The psalmist here talks about the people rejoicing when God had brought them out of Egypt. That’s rather to be expected. They had been slaves in Egypt for 400 years and had been set free from captivity. The only response that made any sense was rejoicing. They weren’t just happy, they were deliriously happy. They now had their entire future stretching out ahead of them and could make anything of it they wanted. Life was looking up.
Except, if you looked around at their present physical circumstances, it really wasn’t. Most notably, they were sitting in the middle of the wilderness. They were nomads wandering in a harsh, desert region with little idea how long they were going to be in that situation. How do you rejoice in the Lord when you’re dwelling in the desert? In the case of the people of Israel, not very well.
It didn’t take long after they left Egypt before they began looking around at how things appeared to be going and started complaining about it. They complained about the challenges. They complained about the dangers. They complained about the food. They complained about the accommodations. They pretty much complained about everything. They openly wished on more than one occasion they could go back to being slaves in Egypt. At least then they had good food and a safe place to sleep every night. They didn’t worry about starving to death in the desert or dying of dehydration. What kind of God would subject them to circumstances like these anyway?
Not much joy in all this griping. So where did it go? Why did their joy disappear? Where was the rejoicing they had been doing and which the psalmist wrote about here? It got swallowed up by their circumstances. It was lost in the immediacy of the moment. You see, the times the people were rejoicing and filled with joy were the times they were the least focused on their present circumstances. Their times of greatest joy were consistently the times when they were focused on who God was and the future fulfillment of the promises of the God who told them He was going to get them out of Egypt and then went on to do exactly that.
Here, then is where we find a clue to understanding more fully what biblical joy is over and against the happiness our culture calls us to embrace. Happiness is rooted in a certain state of affairs. It is dependent on how things are going in a given moment. For the people of Israel, when things were going well, they were happy. They celebrated. Their excitement was great. The same goes for us. When things are going well, we are happy. But, the antecedent of this is true as well: when things aren’t going well, we aren’t happy.
Happiness is a wonderful thing. Let’s not disparage happiness at all. Let’s simply be honest about its limitations. Happiness is situationally dependent. Good situations allow it to grow and flourish. Hard situations don’t. That’s natural. In this, we can understand happiness to be an emotion. It is an emotional response to circumstances that are consistent with our present plans.

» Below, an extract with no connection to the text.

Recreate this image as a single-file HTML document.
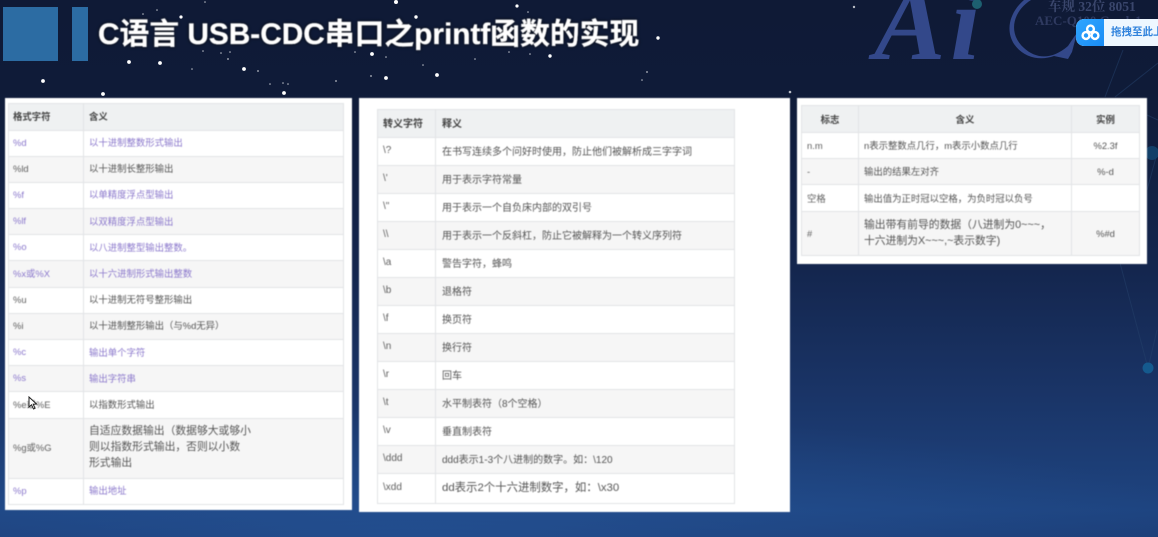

The trouble is, our circumstances aren’t always consistent with our present plans. At all. Sometimes the disparity between the two is rather vast. Now, to a certain extent, this is to be expected. Things don’t always go the way we want them to go. We’re not in control of the world. That’s just life. We aren’t going to be happy all the time. Sometimes the situation we are in calls for sadness or anger. But given the choice, we’d rather be happy, yes? Or at least, something like that would be good.
Well, there is indeed something like that. Something very much like that. Something that is, in fact, much better than that. This other thing is joy. Where happiness is rooted in our circumstances, joy is not. Joy is not an emotion at all. Joy is a choice. It is an intentional commitment to contentedness in our circumstances stemming from our trust in God’s character and the promises He’s made.
When we rely on happiness to provide us an emotional lift out of whatever situation we are in, we are settings ourselves up for failure and disappointment. Sometimes we can draw on a well of happiness to help us weather a rough moment, but eventually that well runs dry and we’re left floundering. Absent joy, we wind up plastering on a fake smile to hide the pain we are feeling and a deep and abiding unhappiness with the state of our circumstances. Ever found yourself there?
With joy, though, we can prevent this from happening entirely. Joy allows us to feel a whole range of emotions depending on the current state of our circumstances. It lets us be honest about those emotions whatever they are. But, unlike when we are committed to merely being happy, we are not left at the mercy of those emotions, mastered by them and running around trying to make them something other than they are. With joy, we have a spirit of contentment abiding in our hearts and minds that persists in spite of our circumstances. This contentment comes because of our trust in who God is. We believe He is God and that He is good. We are committed to the notion that He keeps His promises and that His promises are for our good. Because of this, we don’t have to let ourselves be dominated by the emotional demands of the situation we are in.
If our situation calls for sadness, we can be sad. If it calls for anger, we can be angry. If we aren’t feeling particularly cheerful in a given moment, we don’t have to fake it. Through all of these different emotions, though, our joyfulness persists. It allows us to remain positive when things are negative. It helps us be gracious when our circumstances are mean. It gives us the strength to be generous and kind when people are ugly and hostile. It enables us to remain hopeful when things look grim. It lets us put on a smile even in hard times and this smile isn’t fake. It’s a real reflection of the state of our hearts. Because of who God is, we are filled with joy.
Friends, this is what Jesus offers us. This is the hope of the Christ child. This is the gift He has for you. As we continue in this Advent season, may you seek out and experience the joy of Jesus in a fresh, transformational way.